GOAL OF THE EXERCISE >>
For each line that holds "React", copy the line out.

SUPPLIED DATA >>
==*==

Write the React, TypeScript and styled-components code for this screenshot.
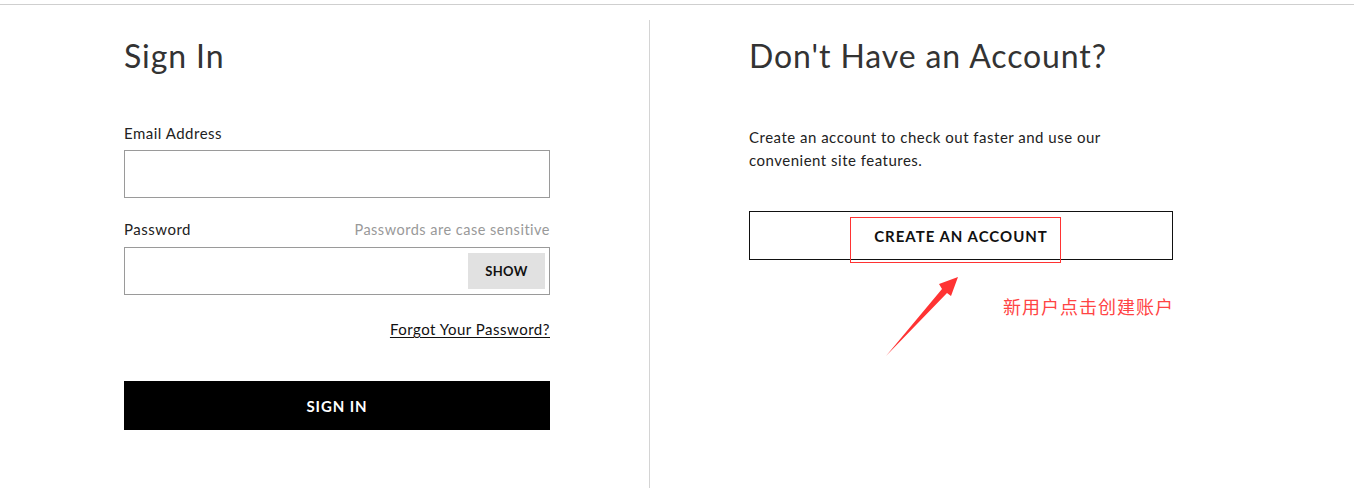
import * as React from 'react';
import styled, { createGlobalStyle } from 'styled-components';

const GlobalStyle = createGlobalStyle`
  html, body {
    margin: 0;
    padding: 0;
    background: #fff;
  }
  body {
    font-family: Lato, "Noto Sans", "Noto Sans CJK SC", sans-serif;
    color: #222;
    letter-spacing: 0.5px;
  }
`;

const Page = styled.div`
  width: 1354px;
  height: 488px;
  overflow: hidden;
  padding-top: 4px;
  box-sizing: border-box;
`;

const TopRule = styled.div`
  height: 1px;
  background: #cfcfcf;
`;

const Columns = styled.div`
  display: flex;
  margin-top: 15px;
  height: 469px;
`;

const LeftColumn = styled.section`
  width: 426px;
  padding: 0 99px 0 124px;
  flex: none;
`;

const RightColumn = styled.section`
  border-left: 1px solid #d4d4d4;
  padding-left: 99px;
  flex: 1;
`;

const Heading = styled.h1`
  margin: 16px 0 0;
  font-size: 32px;
  line-height: 40px;
  font-weight: 400;
  color: #333;
  letter-spacing: 0.9px;
`;

const Form = styled.form`
  display: flex;
  flex-direction: column;
  margin-top: 47px;
`;

const LabelRow = styled.div`
  display: flex;
  justify-content: space-between;
  align-items: baseline;
  font-size: 15px;
  line-height: 20px;
  margin-bottom: 7px;
`;

const Label = styled.label`
  color: #222;
`;

const Hint = styled.span`
  color: #999;
  font-size: 14.5px;
`;

const Field = styled.div<{ $spaced?: boolean }>`
  position: relative;
  height: 48px;
  border: 1px solid #9a9a9a;
  box-sizing: border-box;
  margin-bottom: ${({ $spaced }) => ($spaced ? '21px' : '0')};
`;

const Input = styled.input`
  width: 100%;
  height: 100%;
  border: none;
  outline: none;
  padding: 0 12px;
  box-sizing: border-box;
  font: inherit;
  background: transparent;
`;

const ShowButton = styled.button`
  position: absolute;
  right: 4px;
  top: 5px;
  width: 77px;
  height: 36px;
  border: none;
  background: #e1e1e1;
  font-family: inherit;
  font-size: 13px;
  font-weight: 700;
  letter-spacing: 0.4px;
  color: #111;
`;

const ForgotLink = styled.a`
  align-self: flex-end;
  margin-top: 24px;
  font-size: 15px;
  line-height: 20px;
  color: #111;
  text-decoration: underline;
  text-underline-offset: 2px;
`;

const PrimaryButton = styled.button`
  margin-top: 42px;
  height: 49px;
  border: none;
  background: #000;
  color: #fff;
  font-family: inherit;
  font-size: 15px;
  font-weight: 700;
  letter-spacing: 0.9px;
`;

const Copy = styled.p`
  margin: 50px 0 0;
  width: 370px;
  font-size: 15px;
  line-height: 23px;
  color: #222;
`;

const ButtonWrap = styled.div`
  position: relative;
  width: 424px;
  margin-top: 39px;
`;

const OutlineButton = styled.button`
  width: 100%;
  height: 49px;
  border: 1px solid #111;
  background: #fff;
  color: #111;
  font-family: inherit;
  font-size: 15px;
  font-weight: 700;
  letter-spacing: 1px;
`;

const Highlight = styled.div`
  position: absolute;
  left: 101px;
  top: 6px;
  width: 211px;
  height: 46px;
  border: 1px solid #f33;
  box-sizing: border-box;
  pointer-events: none;
`;

const Arrow = styled.svg`
  position: absolute;
  left: 129px;
  top: 60px;
  overflow: visible;
`;

const Note = styled.span`
  position: absolute;
  left: 254px;
  top: 83px;
  font-family: "Noto Sans CJK SC", sans-serif;
  font-size: 18px;
  line-height: 24px;
  letter-spacing: 1px;
  color: #f44;
  white-space: nowrap;
`;

export default function App() {
  return (
    <>
      <GlobalStyle />
      <Page>
        <TopRule />
        <Columns>
          <LeftColumn>
            <Heading>Sign In</Heading>
            <Form onSubmit={(e) => e.preventDefault()}>
              <LabelRow>
                <Label>Email Address</Label>
              </LabelRow>
              <Field $spaced>
                <Input type="email" />
              </Field>
              <LabelRow>
                <Label>Password</Label>
                <Hint>Passwords are case sensitive</Hint>
              </LabelRow>
              <Field>
                <Input type="password" />
                <ShowButton type="button">SHOW</ShowButton>
              </Field>
              <ForgotLink href="#">Forgot Your Password?</ForgotLink>
              <PrimaryButton type="submit">SIGN IN</PrimaryButton>
            </Form>
          </LeftColumn>
          <RightColumn>
            <Heading>Don't Have an Account?</Heading>
            <Copy>
              Create an account to check out faster and use our convenient site
              features.
            </Copy>
            <ButtonWrap>
              <OutlineButton type="button">CREATE AN ACCOUNT</OutlineButton>
              <Highlight />
              <Arrow width="85" height="90" viewBox="0 0 85 90">
                <path
                  d="M8 85 L64 18 L61 13 L80 6 L73 25 L69 22 Z"
                  fill="#f33"
                />
              </Arrow>
              <Note>新用户点击创建账户</Note>
            </ButtonWrap>
          </RightColumn>
        </Columns>
      </Page>
    </>
  );
}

==*==

WRITTEN SOLUTION >>
Write the React, TypeScript and styled-components code for this screenshot.
import * as React from 'react';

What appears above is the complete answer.